Cabe, portanto, cogitar-se da hipótese de exercício de atividades expressamente vedadas pelas Leis Orgânicas – nacional e estadual – da Defensoria Pública, que impedem a qualquer de seus membros valerem-se dessa qualidade para desempenhar atividade estranha às suas funções. Cabe cogitar, na mesma linha, de violação ao princípio do defensor natural, que garante ao Defensor Público, na representação de seus assistidos, a isenção de quaisquer  interferências, quer externas, quer da própria instituição a que pertence, a fim de que desenvolva seu mister com plena independência funcional.

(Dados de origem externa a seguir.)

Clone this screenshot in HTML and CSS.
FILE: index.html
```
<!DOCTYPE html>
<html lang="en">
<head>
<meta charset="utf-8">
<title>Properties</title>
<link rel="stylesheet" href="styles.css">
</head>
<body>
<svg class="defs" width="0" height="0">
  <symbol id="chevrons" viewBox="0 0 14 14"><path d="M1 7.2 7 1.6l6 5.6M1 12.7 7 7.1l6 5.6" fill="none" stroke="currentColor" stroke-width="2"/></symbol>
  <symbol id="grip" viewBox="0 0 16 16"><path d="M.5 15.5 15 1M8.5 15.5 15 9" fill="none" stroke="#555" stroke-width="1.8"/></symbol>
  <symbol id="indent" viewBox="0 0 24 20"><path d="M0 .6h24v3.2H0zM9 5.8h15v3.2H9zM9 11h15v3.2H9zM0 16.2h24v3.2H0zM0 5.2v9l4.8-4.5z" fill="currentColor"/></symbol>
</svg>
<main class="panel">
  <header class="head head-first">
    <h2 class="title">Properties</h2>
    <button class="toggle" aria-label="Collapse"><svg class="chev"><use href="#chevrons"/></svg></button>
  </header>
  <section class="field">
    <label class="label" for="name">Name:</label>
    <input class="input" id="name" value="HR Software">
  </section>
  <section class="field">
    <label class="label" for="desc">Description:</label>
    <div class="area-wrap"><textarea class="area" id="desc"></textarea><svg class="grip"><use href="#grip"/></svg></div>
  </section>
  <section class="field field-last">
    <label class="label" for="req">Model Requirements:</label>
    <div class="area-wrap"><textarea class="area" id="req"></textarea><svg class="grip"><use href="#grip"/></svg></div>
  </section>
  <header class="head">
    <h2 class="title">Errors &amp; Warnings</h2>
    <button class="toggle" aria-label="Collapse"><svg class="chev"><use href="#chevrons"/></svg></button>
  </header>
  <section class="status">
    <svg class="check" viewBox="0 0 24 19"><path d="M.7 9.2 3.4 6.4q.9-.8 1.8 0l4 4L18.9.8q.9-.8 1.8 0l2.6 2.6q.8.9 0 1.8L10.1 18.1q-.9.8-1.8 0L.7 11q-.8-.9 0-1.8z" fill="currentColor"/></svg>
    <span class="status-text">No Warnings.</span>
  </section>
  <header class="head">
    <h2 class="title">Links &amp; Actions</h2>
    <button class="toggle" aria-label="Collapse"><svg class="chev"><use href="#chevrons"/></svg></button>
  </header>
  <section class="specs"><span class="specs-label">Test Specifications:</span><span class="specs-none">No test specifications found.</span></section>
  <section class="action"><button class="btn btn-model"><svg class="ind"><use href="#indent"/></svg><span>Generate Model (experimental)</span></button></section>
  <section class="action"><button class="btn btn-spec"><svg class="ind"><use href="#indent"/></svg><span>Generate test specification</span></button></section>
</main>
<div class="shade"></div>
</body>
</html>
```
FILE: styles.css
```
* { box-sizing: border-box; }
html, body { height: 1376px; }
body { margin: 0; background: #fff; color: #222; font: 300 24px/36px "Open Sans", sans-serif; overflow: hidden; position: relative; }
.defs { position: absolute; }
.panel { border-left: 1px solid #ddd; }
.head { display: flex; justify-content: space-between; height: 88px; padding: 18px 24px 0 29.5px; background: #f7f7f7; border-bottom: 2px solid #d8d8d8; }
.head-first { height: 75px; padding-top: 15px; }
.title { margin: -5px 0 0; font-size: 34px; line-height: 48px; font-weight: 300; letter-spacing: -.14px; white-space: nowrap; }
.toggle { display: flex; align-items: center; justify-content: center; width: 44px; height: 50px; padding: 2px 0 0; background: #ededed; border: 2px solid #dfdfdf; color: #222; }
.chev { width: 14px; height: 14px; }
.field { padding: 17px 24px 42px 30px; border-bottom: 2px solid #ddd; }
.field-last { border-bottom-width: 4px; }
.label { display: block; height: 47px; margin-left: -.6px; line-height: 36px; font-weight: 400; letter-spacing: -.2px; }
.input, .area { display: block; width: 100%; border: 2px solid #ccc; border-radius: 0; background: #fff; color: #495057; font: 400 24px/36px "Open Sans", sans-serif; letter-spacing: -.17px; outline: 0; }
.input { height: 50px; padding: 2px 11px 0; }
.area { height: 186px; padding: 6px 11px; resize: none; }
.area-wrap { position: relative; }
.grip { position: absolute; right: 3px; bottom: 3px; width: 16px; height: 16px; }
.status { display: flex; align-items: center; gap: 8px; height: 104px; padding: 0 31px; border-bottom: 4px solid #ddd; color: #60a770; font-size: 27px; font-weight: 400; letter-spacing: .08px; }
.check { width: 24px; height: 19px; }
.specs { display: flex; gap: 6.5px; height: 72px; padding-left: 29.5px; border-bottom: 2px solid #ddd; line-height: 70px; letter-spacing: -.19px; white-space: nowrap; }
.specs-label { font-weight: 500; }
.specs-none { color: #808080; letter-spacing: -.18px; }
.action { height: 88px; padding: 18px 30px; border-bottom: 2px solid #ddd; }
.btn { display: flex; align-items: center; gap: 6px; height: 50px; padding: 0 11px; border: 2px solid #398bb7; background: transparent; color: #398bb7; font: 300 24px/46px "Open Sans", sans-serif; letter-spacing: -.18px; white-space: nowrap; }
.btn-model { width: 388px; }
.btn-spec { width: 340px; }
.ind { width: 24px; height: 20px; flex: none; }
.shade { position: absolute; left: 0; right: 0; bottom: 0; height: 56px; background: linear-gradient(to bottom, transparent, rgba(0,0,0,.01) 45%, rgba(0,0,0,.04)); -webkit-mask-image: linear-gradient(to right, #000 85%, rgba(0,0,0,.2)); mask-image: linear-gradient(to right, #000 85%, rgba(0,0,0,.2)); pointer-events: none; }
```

Lembre-se, por fim, que tais fatos mancham indelevelmente a imagem da Defensoria enquanto instituição pública, na medida em que quebra a relação de confiança que deve manter com a sociedade, especialmente entre os seus assistidos reais e potenciais.

Desse modo, o IBDU vem conclamar, mui especialmente, os membros em atividade na Defensoria Pública do Estado do Rio de Janeiro, a Associação de Defensores Públicos do Estado do Rio de Janeiro, bem como os Srs. Deputados Estaduais integrantes da Assembleia Legislativa do Estado do Rio de Janeiro, a fim de que os fatos em tela não passem sem que medidas concretas e urgentes sejam adotadas no sentido de:

1. resgatar a plena autonomia da Defensoria em face dos poderes constituídos, não sendo despiciendo lembrar que “as funções institucionais da Defensoria Pública serão exercidas inclusive contra as Pessoas Jurídicas de Direito Público”, a teor do que expressamente dispõe a Lei Orgânica da Defensoria Pública (LC 80/1994, Art. 4º, § 2º);

2. resgatar a rigorosa fidelidade de todos os órgãos da Defensoria no patrocínio judicial dos direitos e interesses de seus assistidos, primando em sua atuação pela promoção “da dignidade da pessoa humana e a redução das desigualdades sociais” (LC 80/1994, Art. 3º-A, I);

3. prevenir que os problemas ora relatados venham se repetir em outros relevantes processos judiciais ora em curso, que versam sobre direitos e interesses de outras comunidades de baixa renda em situação bastante similar à da Vila Autódromo.

Em suma, pugna o IBDU pela reconstrução da atuação da Defensoria em bases efetivamente democráticas, de acordo com sua missão!